- Movie poster
- Directed by: Shahin Sumon
- Written by: Delowar Hossain Dil
- Produced by: Taposhi Faruque
- Starring: Shakib Khan; Apu Biswas; Misha Sawdagor; Sadek Bachchu; Ahmed Sharif; Mizu Ahmed;
- Music by: Hridoy Khan; Shawkat Ali Emon; Ali Akram Shuvo;
- Production company: Heartbeat Production
- Distributed by: Heartbeat Productions
- Release date: 18 July 2015;
- Country: Bangladesh
- Language: Bengali

= Love Marriage (2015 film) =

2015 film by Shahin Sumon

Love Marriage is a 2015 Bangladeshi romantic drama film directed by Shahin Sumon and produced by Taposhi Faruque under the banner of Heartbeat Production. The film features Shakib Khan and Apu Biswas in the lead roles.

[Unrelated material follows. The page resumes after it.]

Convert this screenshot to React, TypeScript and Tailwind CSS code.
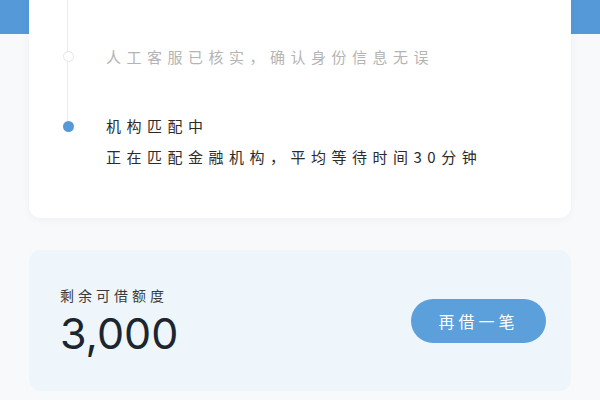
import React from 'react';

const cjk = { fontFamily: '"Noto Sans CJK SC", "Noto Sans", sans-serif' };

interface Step {
  title?: string;
  desc: string;
  active: boolean;
}

const steps: Step[] = [
  { desc: '提交资料已完成审核', active: false },
  { desc: '人工客服已核实，确认身份信息无误', active: false },
  { title: '机构匹配中', desc: '正在匹配金融机构，平均等待时间30分钟', active: true },
];

function Timeline() {
  return (
    <div className="relative pl-[39px]">
      <div className="absolute left-[38px] top-0 h-[154px] w-px bg-[#ededed]" />
      <div className="flex flex-col">
        {steps.map((s, i) => (
          <div key={i} className={`flex items-start ${i === 0 ? 'h-[73px]' : i === 1 ? 'h-[68px]' : ''}`}>
            <div className="relative flex w-0 justify-center">
              {s.active ? (
                <span className="absolute top-[7px] h-[11px] w-[11px] rounded-full bg-[#5699d6]" />
              ) : (
                <span className="absolute top-[5px] h-[11px] w-[11px] rounded-full border border-[#e6e6e6] bg-white" />
              )}
            </div>
            <div className="ml-[38px]" style={cjk}>
              {s.title && (
                <p className="text-[15px] leading-[24px] tracking-[5.5px] text-[#2b2b2b]">{s.title}</p>
              )}
              <p
                className={`text-[15px] leading-[22px] tracking-[5.5px] ${
                  s.active ? 'mt-[8px] text-[#2b2b2b]' : 'text-[#b4b4b4]'
                }`}
              >
                {s.desc}
              </p>
            </div>
          </div>
        ))}
      </div>
    </div>
  );
}

export default function App() {
  return (
    <div className="relative h-[400px] w-[600px] overflow-hidden bg-[#f8f9fb]">
      <div className="absolute left-0 top-0 h-[34px] w-full bg-[#5599d8]" />
      <div className="relative flex flex-col gap-[32px] px-[29px]">
        <div className="mt-[-40px] h-[258px] rounded-[12px] bg-white pt-[13px] shadow-[0_2px_8px_rgba(0,0,0,0.04)]">
          <Timeline />
        </div>
        <div className="flex h-[141px] items-center justify-between rounded-[12px] bg-[#eef6fc] pl-[31px] pr-[25px]">
          <div>
            <p className="text-[14px] leading-[20px] tracking-[4px] text-[#3a3a3a]" style={cjk}>
              剩余可借额度
            </p>
            <p
              className="mt-[4px] text-[43px] leading-[48px] text-[#1c2630]"
              style={{ fontFamily: 'Inter, "Noto Sans", sans-serif', fontWeight: 400 }}
            >
              3,000
            </p>
          </div>
          <button
            className="h-[44px] w-[135px] rounded-full bg-[#5b9fdb] text-[16px] tracking-[4px] text-white"
            style={cjk}
          >
            再借一笔
          </button>
        </div>
      </div>
    </div>
  );
}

Misha Sawdagor, Sadek Bachchu, Ahmed Sharif and Mizu Ahmed also played supporting roles in the film.

==Cast==
- Shakib Khan as Naya Sawdagar aka Nayan
- Apu Biswas as Monica
- Misha Sawdagor
- Sadek Bachchu
- Ahmed Sharif
- Mizu Ahmed
- Kabila
- Shirin Bakul as Nayan's mother
- Bipasha Kabir (special appearance)

==Production==
The film's muharat (ceremonial start) was held on 10 March 2015 in Shakib Khan’s house Jannat House in Pubali. The film's principal photography was done on the same day. The first lot was completed in five consecutive days till 15 March. Then, on 18 March, the entire shooting unit of the film moved to Cox's Bazar. Beginning the next day, the climax of the film and some songs were filmed in Cox's Bazar for 8 consecutive days from 19 to 26 March.

== Soundtrack ==

Track list
| No. | Title | Singer(s) | Length |
|---|---|---|---|
| 1. | "Love Marriage (Title Track) (This song copied from Telugu song Nuvvu Nenu Janta from movie Power)" | Asif Akbar | 4:09 |
| 2. | "Bhaolobeshe Eibar Aay Kache Tui" | Hridoy Khan | 4:56 |
| 3. | "Toke Onek Bhalobashi" |  | 4:00 |
| 4. | "Chupi Chupi Mon Nile Kere" |  | 4:04 |
| 5. | "Ami Dekhte Lale Lal" |  | 4:01 |
| Total length: |  |  | 21:10 |

==Release==
The film released on 18 July 2015 in 123 theatres all over the country.